One would be tempted to treat Ndii’s hubristic piece as a mere fireside prattle by a public intellectual known for his obsessive hatred for Kenyatta, and who loves to niggle and criticise every aspect of the Jubilee regime. But Ndii and his ilk mean business.

This begs the question: What form of thinking is driving Ndii?

Ndii’s piece reveals a complex amalgam of ideological and philosophical trends that are driving his activism.

Foremost is nihilism, a philosophy of extreme scepticism and cynicism that maintains that nothing in the world has a real existence — everything is “invented” or “imagined”.

Judged by the tone and content of his political pieces, Ndii may be modern Kenya’s leading nihilist, an intellectual trend that virulently and violently rejects all authority.

SPREAD OF NATIONALISM

It is in this context that Ndii invokes Benedict Anderson’s Imagined Communities: Reflections on the Origins and Spread of Nationalism, as the basis for treasonously repudiating the Kenya state.

After 2013, nihilism in Kenya has increasingly evolved into a movement hell-bent on using violence for political change.

Uncannily, Ndii’s rendition of Kenya as “abusive marriage” carries the familiar echoes of the Russian nihilists who expressed anger at what they described as the “abusive nature of the Church, the tsarist monarchy and domination of the Russian economy by the aristocracy”.

On his part, Ndii has railed against the “abusive nature of the Jubilee regime”, the “Kenyatta dynasty,” and the alleged domination of the Kenyan economy by a Kalenjin-Kikuyu “ethnocracy”.

With the collapse of the Kenyan cases at the ICC, the Kenyan nihilists have become increasingly desperate and radicalised. They see violence as the only pathway to power and are preaching against peace — or what they condescendingly call “the tyranny of peace.”

Yet, the nihilists are also astute entrepreneurs of violence. Once the guns fall silent and violence is over, they will be queuing to get donor funding to “tackle impunity” relating to the violence.

Ndii is a self-declared “card-carrying member” of what Jubilee activists love to lampoon as the “evil society.” He is also one of the intellectual activists behind the opposition’s Okoa Kenya referendum initiative.

This introduces the second plank in Ndii’s intellectual hue: “Odingaism,” a rarely acknowledged intellectual trend harkening back to Jaramogi Oginga Odinga.

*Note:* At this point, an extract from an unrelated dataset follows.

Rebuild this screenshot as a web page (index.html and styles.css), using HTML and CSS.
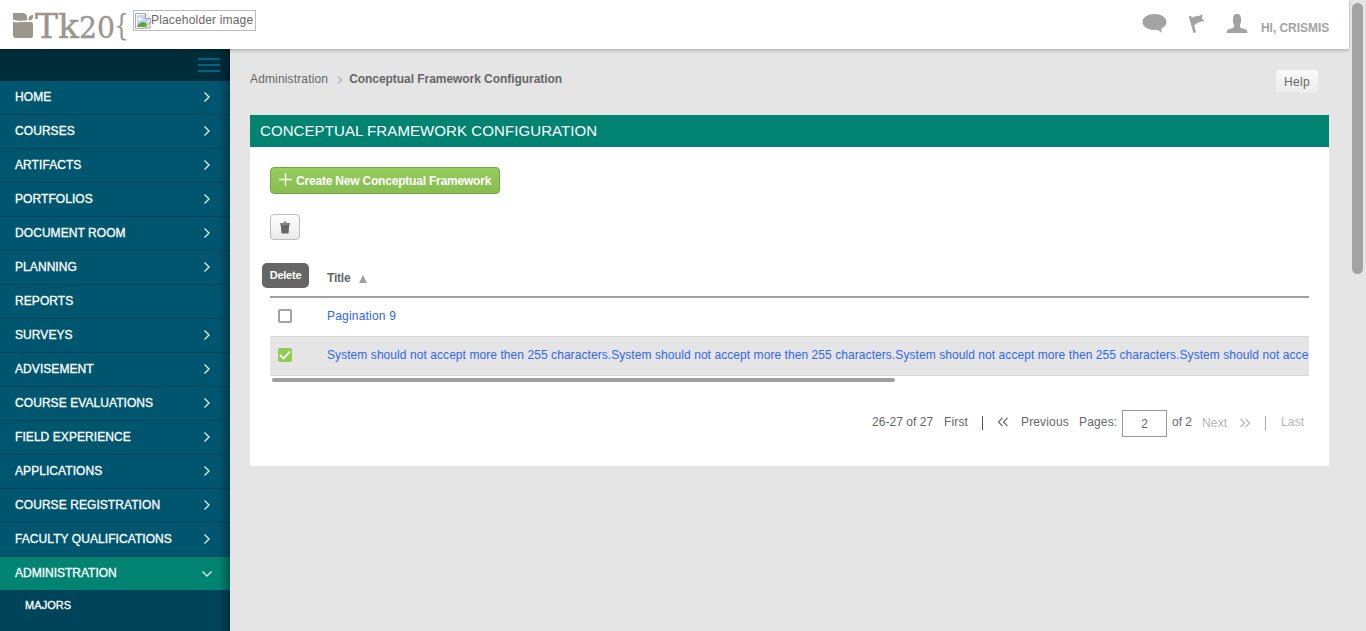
FILE: index.html
```
<!DOCTYPE html>
<html lang="en">
<head>
<meta charset="utf-8">
<title>Conceptual Framework Configuration</title>
<link rel="stylesheet" href="styles.css">
</head>
<body>
<svg class="defs" width="0" height="0"><defs>
<symbol id="chev" viewBox="0 0 10 12"><path d="M2.500 1.500 7 6l-4.500 4.500"/></symbol>
</defs></svg>
<header class="topbar">
  <svg class="logo" width="133" height="49" viewBox="0 0 133 49">
    <g fill="#9b968e"><path d="M13 13h10q4 .500 4 4v3.500h-4q-5 1-10-1zM28.500 20.500v-2q.5-3.500 4.500-3.500v2.500q-.5 3-4.500 3zM13 21.500q3 1.500 8 .5h10q2 0 2 2v12q0 2-2 2H16q-3 0-3-3z"/></g>
    <g class="logo-text"><text x="35" y="38" font-size="33.500" textLength="44" lengthAdjust="spacingAndGlyphs">Tk</text><text x="79" y="38" font-size="29" textLength="36" lengthAdjust="spacingAndGlyphs">20</text><text x="114" y="35" font-size="29" class="brace" textLength="15" lengthAdjust="spacingAndGlyphs">{</text></g>
  </svg>
  <div class="placeholder">
    <svg width="16" height="16" viewBox="0 0 16 16"><path d="M.5.5h10l5 5v4l-3 2-3 4h-9z" fill="#fff" stroke="#aaa"/><path d="M2 2h8v4h4v2l-4 5H2z" fill="#c2d5f6"/><path d="M3 6q1-3 3-1 2 0 1 2H3z" fill="#fff"/><path d="M2 14q2-5 6-5 3 0 4 2l-2 3z" fill="#59a934"/><path d="M10.500.5v5h5M15 9v6h-5z" fill="#fff" stroke="#999"/></svg><span>Placeholder image</span>
  </div>
  <div class="user">
    <svg class="i-chat" width="26" height="22" viewBox="0 0 26 22"><path d="M12.500 1C19 1 24.500 4.400 24.500 9c0 3-2 5-5 6.500V20q-2-3-5-3.200C6 17.500.5 13.500.5 9S6 1 12.500 1z"/></svg>
    <svg class="i-flag" width="18" height="22" viewBox="0 0 18 22"><path d="M.8 3.500l2.400-.8.500 2C8 2 10 4.500 14.500 1l-.5 4.500 2.700 2.700C12.500 8 10 9 6.200 12.500l1.900 6.800-2.700.7z"/></svg>
    <svg class="i-user" width="22" height="22" viewBox="0 0 22 22"><path d="M11 1c3 0 4.200 2 4 5.500C15.300 9 14.800 10 14 11.500v3l6 2q1.500.5 1.500 3.500H.5q0-3 1.500-3.500l6-2v-3C7.200 10 6.700 9 7 6.500 6.800 3 8 1 11 1z"/></svg>
    <span>HI, CRISMIS</span>
  </div>
</header>
<div class="layout">
  <nav class="sidebar">
    <div class="burger"><i></i><i></i><i></i></div>
    <a>HOME<svg><use href="#chev"/></svg></a>
    <a>COURSES<svg><use href="#chev"/></svg></a>
    <a>ARTIFACTS<svg><use href="#chev"/></svg></a>
    <a>PORTFOLIOS<svg><use href="#chev"/></svg></a>
    <a>DOCUMENT ROOM<svg><use href="#chev"/></svg></a>
    <a>PLANNING<svg><use href="#chev"/></svg></a>
    <a>REPORTS</a>
    <a>SURVEYS<svg><use href="#chev"/></svg></a>
    <a>ADVISEMENT<svg><use href="#chev"/></svg></a>
    <a>COURSE EVALUATIONS<svg><use href="#chev"/></svg></a>
    <a>FIELD EXPERIENCE<svg><use href="#chev"/></svg></a>
    <a>APPLICATIONS<svg><use href="#chev"/></svg></a>
    <a>COURSE REGISTRATION<svg><use href="#chev"/></svg></a>
    <a>FACULTY QUALIFICATIONS<svg><use href="#chev"/></svg></a>
    <a class="active">ADMINISTRATION<svg class="down"><use href="#chev"/></svg></a>
    <a class="sub">MAJORS</a>
  </nav>
  <main class="content">
    <div class="crumbs">
      <span>Administration</span>
      <svg width="6" height="10" viewBox="0 0 6 10"><path d="M1 1.500 4.500 5 1 8.500"/></svg>
      <b>Conceptual Framework Configuration</b>
      <button class="help">Help</button>
    </div>
    <section class="panel">
      <h1>CONCEPTUAL FRAMEWORK CONFIGURATION</h1>
      <div class="body">
        <button class="create"><svg width="13" height="13" viewBox="0 0 13 13"><path d="M6.500 0v13M0 6.500h13"/></svg><span>Create New Conceptual Framework</span></button>
        <div class="tools">
          <button class="trash"><svg width="12" height="13" viewBox="0 0 12 13"><path d="M1 2h3.500V.5h3V2H11v2H1z" fill="#888"/><path d="M1.700 4h8.600l-.8 8.500h-7z" fill="#666"/></svg></button>
          <div class="tip">Delete</div>
        </div>
        <div class="table">
          <div class="row head"><span>Title</span><svg width="8" height="8" viewBox="0 0 8 8"><path d="M4 0l4 8H0z"/></svg></div>
          <div class="row"><i class="check"></i><a>Pagination 9</a></div>
          <div class="row selected"><i class="check on"><svg width="14" height="14" viewBox="0 0 14 14"><path d="M2 7l3.500 3.500L12 3.500"/></svg></i><a class="long">System should not accept more then 255 characters.System should not accept more then 255 characters.System should not accept more then 255 characters.System should not accept more then 255 characters.</a></div>
          <div class="hscroll"></div>
        </div>
        <div class="pager">
          <span class="count">26-27 of 27</span><span class="first">First</span><i class="sep"></i>
          <svg class="dbl" width="12" height="10" viewBox="0 0 12 10"><path d="M5.500.8 1.500 5l4 4.200M10.500.8l-4 4.200 4 4.200"/></svg>
          <span class="prev">Previous</span><span class="pages">Pages:</span><input value="2" aria-label="Page"><span class="of">of 2</span>
          <span class="next off">Next</span>
          <svg class="dbl right off" width="12" height="10" viewBox="0 0 12 10"><path d="M1.500.8l4 4.200-4 4.200M6.500.8l4 4.200-4 4.200"/></svg>
          <i class="sep light"></i><span class="last off">Last</span>
        </div>
      </div>
    </section>
  </main>
</div>
<div class="vtrack"><i></i></div>
</body>
</html>
```
FILE: styles.css
```
* { box-sizing: border-box; }
body { margin: 0; height: 631px; overflow: hidden; background: #e5e5e5; color: #666; font: 12px/16px "Liberation Sans", Arial, sans-serif; }
button, input { font: inherit; color: inherit; margin: 0; padding: 0; }
.defs { position: absolute; }
.topbar { position: relative; z-index: 2; display: flex; width: 1349px; height: 49px; background: #fff; box-shadow: 0 1px 4px rgba(0,0,0,.3); }
.logo { display: block; }
.logo-text { fill: #9b968e; stroke: #9b968e; stroke-width: .4; font-family: "DejaVu Serif", serif; }
.brace { stroke: none; }
.placeholder { display: flex; width: 123px; height: 21px; margin-top: 10px; padding: 1px; border: 1px solid #bbb; white-space: nowrap; letter-spacing: .17px; }
.placeholder svg { flex: none; margin-top: 1px; }
.user { display: flex; margin-left: auto; padding: 13px 20px 0 0; color: #a3a3a3; fill: #a3a3a3; font-weight: bold; }
.i-chat { margin-right: 20px; }
.i-flag { margin-right: 20px; }
.i-user { margin-right: 13px; }
.user span { margin-top: 7px; width: 68px; white-space: nowrap; letter-spacing: -.05px; }
.layout { display: flex; height: 582px; }
.sidebar { position: relative; z-index: 1; width: 230px; height: 582px; background: #00445a; color: #fff; flex: none; }
.sidebar::after { content: ""; position: absolute; top: 0; right: 0; bottom: 0; width: 11px; background: linear-gradient(to right, transparent, rgba(0,0,0,.3)); }
.burger { height: 32px; padding: 9px 10px 0 198px; background: #002d3a; }
.burger i { display: block; height: 2px; margin-bottom: 4px; background: #006484; }
.sidebar a { display: flex; justify-content: space-between; height: 34px; padding: 8px 18px 0 15px; background: #00566f; border-bottom: 1px solid #00445a; letter-spacing: .07px; -webkit-text-stroke: .3px #fff; }
.sidebar svg { width: 10px; height: 12px; margin-top: 2px; fill: none; stroke: #d9e9ed; stroke-width: 1.4; }
.sidebar .active { height: 33px; background: #008370; border: 0; letter-spacing: 0; }
.sidebar .down { transform: rotate(90deg); margin-top: 3px; }
.sidebar .sub { padding: 7px 0 0 25px; background: #00445a; border: 0; font-size: 11px; }
.content { flex: 1; min-width: 0; padding: 0 37px 0 20px; }
.crumbs { display: flex; height: 66px; padding-top: 22px; letter-spacing: .15px; }
.crumbs svg { margin: 4px 6px 0 9px; fill: none; stroke: #888; }
.crumbs b { letter-spacing: -.05px; }
.help { width: 42px; height: 23px; margin: -1px 11px 0 auto; border: 0; border-radius: 4px; background: linear-gradient(#fafafa, #ebebeb); letter-spacing: .3px; }
.panel { height: 351px; background: #fff; }
.panel h1 { height: 32px; margin: 0; padding-left: 10px; background: #008370; color: #fff; font-size: 15px; font-weight: normal; line-height: 32px; letter-spacing: .09px; }
.body { padding: 20px 20px 0; }
.create { display: flex; width: 230px; height: 27px; padding: 5px 0 0 8px; border: 1px solid #75a843; border-radius: 4px; background: linear-gradient(#96cd5b, #88bd52); color: #fff; font-weight: bold; white-space: nowrap; letter-spacing: -.2px; }
.create svg { margin: 0 4px 0 0; stroke: #fff; stroke-width: 1.4; }
.tools { position: relative; height: 46px; padding-top: 20px; }
.trash { display: flex; width: 30px; height: 26px; justify-content: center; align-items: center; border: 1px solid #bbb; border-radius: 4px; background: linear-gradient(#fff, #eaeaea); }
.tip { position: absolute; left: -8px; top: 69px; width: 47px; height: 25px; border-radius: 5px; background: #666; color: #fff; font-size: 11px; font-weight: bold; line-height: 24px; text-align: center; letter-spacing: -.25px; }
.table { height: 143px; margin-top: 15px; overflow: hidden; }
.row { display: flex; height: 38px; padding: 10px 0 0 8px; letter-spacing: .2px; }
.head { height: 43px; padding: 15px 0 0 57px; border-bottom: 2px solid #9f9f9f; font-weight: bold; letter-spacing: -.2px; }
.head svg { margin: 5px 0 0 9px; fill: #a0a0a0; }
.row a { color: #2f66ef; white-space: nowrap; }
.row .long { letter-spacing: .067px; }
.check { display: flex; flex: none; width: 14px; height: 14px; margin: 1px 35px 0 0; border: 2px solid #a3a3a3; border-radius: 2px; background: #fff; }
.selected { height: 40px; background: #e5e5e5; border: solid #d9d9d9; border-width: 1px 0; overflow: hidden; }
.on { border: 0; background: #92cb58; }
.on svg { fill: none; stroke: #fff; stroke-width: 1.8; }
.hscroll { width: 623px; height: 4px; margin: 2px 0 0 2px; border-radius: 2px; background: #9f9f9f; }
.pager { display: flex; height: 30px; padding-left: 602px; margin-top: 12px; white-space: nowrap; letter-spacing: .15px; }
.pager span { flex: none; padding-top: 4px; }
.count { width: 72px; letter-spacing: .05px; }
.first { width: 38px; }
.sep { width: 1px; height: 14px; margin: 6px 14px 0 0; background: #555; flex: none; }
.dbl { margin: 7px 12px 0 0; fill: none; stroke: #666; stroke-width: 1.2; flex: none; }
.prev { width: 58px; }
.pages { width: 43px; }
.pager input { width: 45px; height: 27px; border: 1px solid #999; background: #fff; text-align: center; flex: none; }
.of { width: 35px; padding-left: 5px; letter-spacing: 0; }
.pager .next { width: 37px; padding-top: 5px; }
.pager .off { color: #b5b5b5; stroke: #b5b5b5; }
.pager span.off { stroke: none; }
.pager .right { margin: 8px 14px 0 0; }
.pager .light { margin-right: 15px; background: #aaa; }
.vtrack { position: absolute; z-index: 3; top: 0; left: 1350px; width: 16px; height: 631px; background: #e5e5e5; }
.vtrack i { display: block; width: 11px; height: 271px; margin: 3px 0 0 2px; border-radius: 6px; background: #a3a3a3; }
```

However, Ndii exposed his lack of deep ideological nuances and understanding of the intellectual politics of Luo Nyanza when he cited the eminent Professor of History, Bethuel Allan Ogot, to buttress his thesis that Kenya is a “failed project”.

In a nutshell, intellectual trends in Luo-Nyanza take the form of what the Nigerian scholar, Peter Ekeh, described as “the two republics” living side by side.

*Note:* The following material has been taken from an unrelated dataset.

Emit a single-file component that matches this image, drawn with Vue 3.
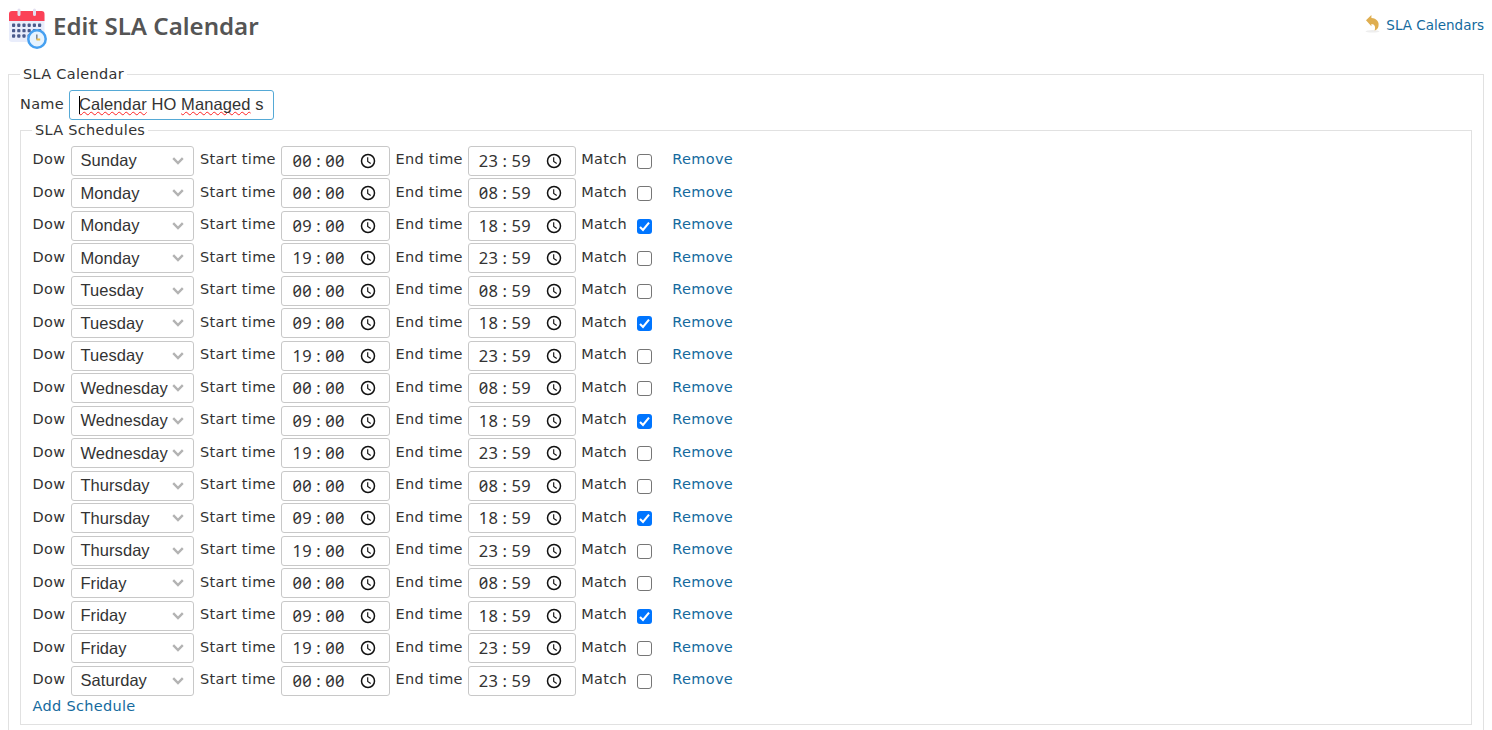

The first intellectual trend is Jokoyo (singular, Jakoyo), corresponding to Eke’s “primordial public as the space of traditions, customs and political mobilisation of local identities and sensibilities. The high priest of the Jakoyo is Jaramogi Odinga and his political heir, Raila Odinga.

UGLY FACE OF POLITICS

“The Jokoyo represent the ugly face of Luo politics,” quipped one Luo elder, adding that: “The chaos you witnessed during the State of the Nation address exemplifies this ugly face of our politics.”

The rival intellectual trend is the Jonanga (singular, Jananga), again corresponding to Ekeh’s “civic public” as the modern space of civic order, rights, laws and mobilisation across multiple identities and sensibilities.

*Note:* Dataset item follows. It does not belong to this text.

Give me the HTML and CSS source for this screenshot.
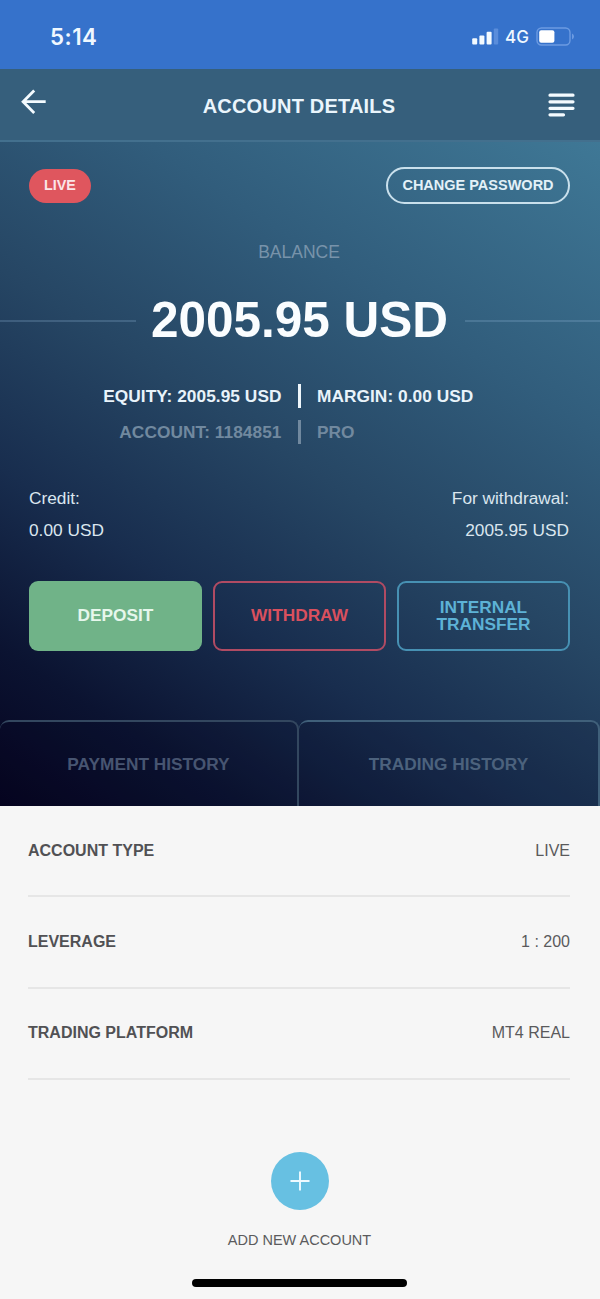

Tom Mboya is immortalised as the hero of the Jonanga because of his cosmopolitan vision of the Kenyan nation.

But since the death of Mboya, the Jonanga have been eclipsed or “colonised” by the Jokoyo as the dominant political force.

After 1997, the Jokoyo moved quickly into the national space, injecting the polarising negativism, extreme scepticism and chaos into the Kenyan public sphere.
Ndii would have been correct if he invoked the late Professor E.S. Atieno-Odhiambo as the intellectual who “pronounced the Kenya project dead”.
It was Atieno-Odhiambo who declared in 1998 that: “The future of ethnicity is robust, the career of nationalism ended at independence, and the future of democracy, like the arrival of a matatu at its destination, remains uncertain.”

In contrast, Ogot is generically not an Odingaist, but a Mboya man, a Jananga, with a pan-Kenya vision.

Having studied under his feet and served him as Secretary-General of the Kenya Historical Association (1994-1998), I can unequivocally say that at no time or space has Ogot proposed the quartering and breaking up of the Kenyan nation into “ethnic nations”.

Indeed, his book, Kenya: The Making of a Nation (2000), is a celebration of a nation at a 100 years (1895-1995).

In this configuration, Ndii is ideologically aligned to the Jokoyo. Like Bildad Kaggia before him, Ndii is an Odinga man who privileges distributive policies over wealth creation or production.

Like the Odingas, he has an obsessive hatred for Kenyatta, which has blinkered his intellectual objectivity. His repugnant hypothesis of replacing the civic nation state with ethnic nations is a recipe for anarchy and chaos. It is a sneaky way of setting the stage for the opposition to deal with a potential defeat by rejecting results and pushing for power sharing.